If you would like us to change the format or include something new, create an issue.

Release Details

New: “Performed” segmentation on Track events

The latest release of Dittofeed introduces a new "Performed" segmentation feature that allows workspace members to segment users based on whether they've performed a Track event, some number of times. This is a great option for segmenting based on some action that a user performs, like performing a purchase.

New: “Wait For” Journey nodes, to wait for users to enter a segment

“Wait For” nodes are a powerful addition to Journeys. They prevent users from progressing within a Journey until they have entered a segment, with some time limit. This provides a useful complement to delay journey nodes for many use cases. For example, you might want to wait to send a second email, until a day after a user has opened a prior email.

New: Email segmentation

Email segmentation allows workspace members to select users that have received a specific email event for a given email template. These events include:

  • Email sent.
  • Email dropped.
  • Email delivered.
  • Email opened.
  • Email clicked.
  • Email bounced.
  • Email marked as spam.

New: admin-cli, a cli project for administering Dittofeed in production

The new admin-cli project is cli which collects helpful scripts for administering Dittofeed in production, and contributing to Dittofeed locally. The admin-cli project comes with its own Dockerfile for running the project.

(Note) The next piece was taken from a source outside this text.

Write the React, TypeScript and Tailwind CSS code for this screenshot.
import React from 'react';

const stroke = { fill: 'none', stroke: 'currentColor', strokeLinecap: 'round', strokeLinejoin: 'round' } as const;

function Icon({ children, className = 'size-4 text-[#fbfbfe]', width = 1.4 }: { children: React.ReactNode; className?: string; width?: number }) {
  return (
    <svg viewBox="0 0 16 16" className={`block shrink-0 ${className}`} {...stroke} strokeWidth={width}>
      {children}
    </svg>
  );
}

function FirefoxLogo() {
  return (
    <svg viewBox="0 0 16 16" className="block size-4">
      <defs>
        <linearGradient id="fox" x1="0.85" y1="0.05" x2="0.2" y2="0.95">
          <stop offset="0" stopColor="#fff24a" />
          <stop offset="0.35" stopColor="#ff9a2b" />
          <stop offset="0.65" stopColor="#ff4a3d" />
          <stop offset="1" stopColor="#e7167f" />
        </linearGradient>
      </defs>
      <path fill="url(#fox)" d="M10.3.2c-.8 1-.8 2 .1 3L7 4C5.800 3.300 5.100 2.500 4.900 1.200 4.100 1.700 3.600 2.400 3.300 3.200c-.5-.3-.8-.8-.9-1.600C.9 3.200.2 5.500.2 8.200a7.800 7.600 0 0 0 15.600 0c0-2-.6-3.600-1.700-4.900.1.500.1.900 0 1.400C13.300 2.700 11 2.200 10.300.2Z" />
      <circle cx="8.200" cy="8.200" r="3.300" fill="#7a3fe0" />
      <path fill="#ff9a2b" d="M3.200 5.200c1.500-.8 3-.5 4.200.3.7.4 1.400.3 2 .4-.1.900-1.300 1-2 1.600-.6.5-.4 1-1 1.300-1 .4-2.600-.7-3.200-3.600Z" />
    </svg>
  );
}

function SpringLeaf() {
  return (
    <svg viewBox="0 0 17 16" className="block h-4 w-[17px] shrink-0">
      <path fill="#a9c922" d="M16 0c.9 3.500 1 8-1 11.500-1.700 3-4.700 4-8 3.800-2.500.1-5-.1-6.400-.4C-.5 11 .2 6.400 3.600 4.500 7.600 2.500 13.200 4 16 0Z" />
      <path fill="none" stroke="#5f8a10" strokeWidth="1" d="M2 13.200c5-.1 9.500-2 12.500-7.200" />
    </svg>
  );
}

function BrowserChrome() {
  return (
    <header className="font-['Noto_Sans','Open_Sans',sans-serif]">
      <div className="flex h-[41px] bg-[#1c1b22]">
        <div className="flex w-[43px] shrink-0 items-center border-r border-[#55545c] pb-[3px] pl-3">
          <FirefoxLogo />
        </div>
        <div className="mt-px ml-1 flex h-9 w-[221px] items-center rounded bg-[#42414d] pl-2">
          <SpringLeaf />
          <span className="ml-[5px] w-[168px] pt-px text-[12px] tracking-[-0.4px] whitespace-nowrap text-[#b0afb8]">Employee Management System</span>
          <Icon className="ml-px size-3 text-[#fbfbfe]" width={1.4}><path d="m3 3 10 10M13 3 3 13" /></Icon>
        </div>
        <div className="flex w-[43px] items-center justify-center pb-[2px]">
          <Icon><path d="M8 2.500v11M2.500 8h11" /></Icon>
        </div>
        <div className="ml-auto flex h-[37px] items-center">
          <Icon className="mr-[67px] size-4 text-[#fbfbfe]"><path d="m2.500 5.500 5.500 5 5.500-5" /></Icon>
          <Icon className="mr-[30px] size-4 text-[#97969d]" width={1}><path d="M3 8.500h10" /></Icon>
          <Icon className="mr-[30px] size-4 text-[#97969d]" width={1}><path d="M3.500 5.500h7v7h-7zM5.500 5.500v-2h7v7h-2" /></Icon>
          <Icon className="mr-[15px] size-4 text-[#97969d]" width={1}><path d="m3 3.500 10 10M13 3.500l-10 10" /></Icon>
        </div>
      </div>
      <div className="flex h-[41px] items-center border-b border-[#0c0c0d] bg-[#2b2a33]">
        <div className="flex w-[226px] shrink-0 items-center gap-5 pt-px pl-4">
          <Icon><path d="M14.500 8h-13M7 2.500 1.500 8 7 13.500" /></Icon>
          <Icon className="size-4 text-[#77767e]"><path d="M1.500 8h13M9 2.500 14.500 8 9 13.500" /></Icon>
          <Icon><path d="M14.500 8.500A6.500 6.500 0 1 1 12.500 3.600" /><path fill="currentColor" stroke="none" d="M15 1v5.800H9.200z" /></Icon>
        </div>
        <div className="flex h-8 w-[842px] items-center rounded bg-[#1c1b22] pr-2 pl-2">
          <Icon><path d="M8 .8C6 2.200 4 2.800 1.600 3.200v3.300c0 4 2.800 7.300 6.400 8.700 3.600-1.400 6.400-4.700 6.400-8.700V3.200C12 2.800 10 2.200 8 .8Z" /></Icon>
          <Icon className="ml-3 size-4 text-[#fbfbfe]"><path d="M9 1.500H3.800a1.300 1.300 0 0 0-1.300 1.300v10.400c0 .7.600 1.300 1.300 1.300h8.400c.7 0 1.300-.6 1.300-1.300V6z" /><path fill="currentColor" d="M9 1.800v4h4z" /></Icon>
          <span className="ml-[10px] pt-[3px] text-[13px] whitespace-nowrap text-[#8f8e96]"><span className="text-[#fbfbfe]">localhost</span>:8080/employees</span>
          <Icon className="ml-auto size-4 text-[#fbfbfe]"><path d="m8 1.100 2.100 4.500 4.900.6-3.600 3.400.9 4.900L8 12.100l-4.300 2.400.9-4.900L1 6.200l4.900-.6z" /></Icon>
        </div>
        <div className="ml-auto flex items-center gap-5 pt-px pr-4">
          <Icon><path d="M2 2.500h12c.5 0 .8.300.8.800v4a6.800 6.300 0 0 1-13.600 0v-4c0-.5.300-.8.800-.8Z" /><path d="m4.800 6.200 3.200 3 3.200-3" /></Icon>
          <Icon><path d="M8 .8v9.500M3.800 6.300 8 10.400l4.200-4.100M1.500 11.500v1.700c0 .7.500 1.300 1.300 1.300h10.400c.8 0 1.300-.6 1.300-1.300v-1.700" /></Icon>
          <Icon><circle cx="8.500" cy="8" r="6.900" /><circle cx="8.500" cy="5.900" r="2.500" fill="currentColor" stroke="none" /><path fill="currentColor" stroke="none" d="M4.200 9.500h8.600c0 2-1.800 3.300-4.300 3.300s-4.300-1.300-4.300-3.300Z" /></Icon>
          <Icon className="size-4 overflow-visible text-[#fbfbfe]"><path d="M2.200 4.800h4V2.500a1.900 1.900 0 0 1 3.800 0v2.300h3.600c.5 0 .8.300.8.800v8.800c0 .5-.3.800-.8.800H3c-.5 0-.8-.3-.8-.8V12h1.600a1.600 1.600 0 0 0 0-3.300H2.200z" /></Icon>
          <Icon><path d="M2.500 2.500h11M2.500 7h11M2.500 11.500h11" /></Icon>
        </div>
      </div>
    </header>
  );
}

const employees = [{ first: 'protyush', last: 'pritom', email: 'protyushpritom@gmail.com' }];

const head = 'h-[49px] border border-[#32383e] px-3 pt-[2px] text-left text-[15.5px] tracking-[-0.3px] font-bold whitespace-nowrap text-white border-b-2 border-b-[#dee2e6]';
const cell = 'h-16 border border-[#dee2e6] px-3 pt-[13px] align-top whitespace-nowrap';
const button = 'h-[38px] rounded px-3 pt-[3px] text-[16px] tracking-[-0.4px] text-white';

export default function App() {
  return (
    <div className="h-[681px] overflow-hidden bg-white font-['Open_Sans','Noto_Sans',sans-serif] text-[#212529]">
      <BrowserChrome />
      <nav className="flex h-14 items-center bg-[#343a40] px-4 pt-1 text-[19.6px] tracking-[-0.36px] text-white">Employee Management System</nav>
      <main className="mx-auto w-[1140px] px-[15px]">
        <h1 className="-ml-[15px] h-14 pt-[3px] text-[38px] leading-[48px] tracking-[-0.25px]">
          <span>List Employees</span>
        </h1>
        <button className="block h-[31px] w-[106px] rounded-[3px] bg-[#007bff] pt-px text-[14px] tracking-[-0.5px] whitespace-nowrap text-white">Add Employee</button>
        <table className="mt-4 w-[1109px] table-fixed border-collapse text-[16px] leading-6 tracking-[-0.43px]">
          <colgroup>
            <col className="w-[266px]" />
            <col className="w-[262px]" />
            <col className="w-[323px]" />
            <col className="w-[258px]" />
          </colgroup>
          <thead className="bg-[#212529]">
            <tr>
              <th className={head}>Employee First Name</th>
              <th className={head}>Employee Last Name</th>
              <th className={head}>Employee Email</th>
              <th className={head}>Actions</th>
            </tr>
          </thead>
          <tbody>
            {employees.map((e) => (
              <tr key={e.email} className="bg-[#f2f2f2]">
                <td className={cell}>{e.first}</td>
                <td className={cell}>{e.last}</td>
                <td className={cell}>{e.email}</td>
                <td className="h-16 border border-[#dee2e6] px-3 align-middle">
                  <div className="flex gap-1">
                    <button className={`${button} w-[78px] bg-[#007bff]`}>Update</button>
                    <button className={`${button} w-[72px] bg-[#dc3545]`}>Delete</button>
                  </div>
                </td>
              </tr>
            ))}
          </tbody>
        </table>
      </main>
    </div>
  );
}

The admin-cli is useful for bootstrapping your dittofeed application.

# running in development
yarn admin
# running with production docker compose
docker compose -f docker-compose.prod.yaml run admin-cli yarn admin bootstrap

Improved: Upgrade Prisma for smaller runtimes

Dittofeed upgraded its prisma and @prisma/client dependencies from 4.8.1 to 4.16.2 which includes substantial reductions to the size of prisma’s runtime.

Contributors

Shout out to Kaushik for making major contributions to our ongoing effort to support mobile push!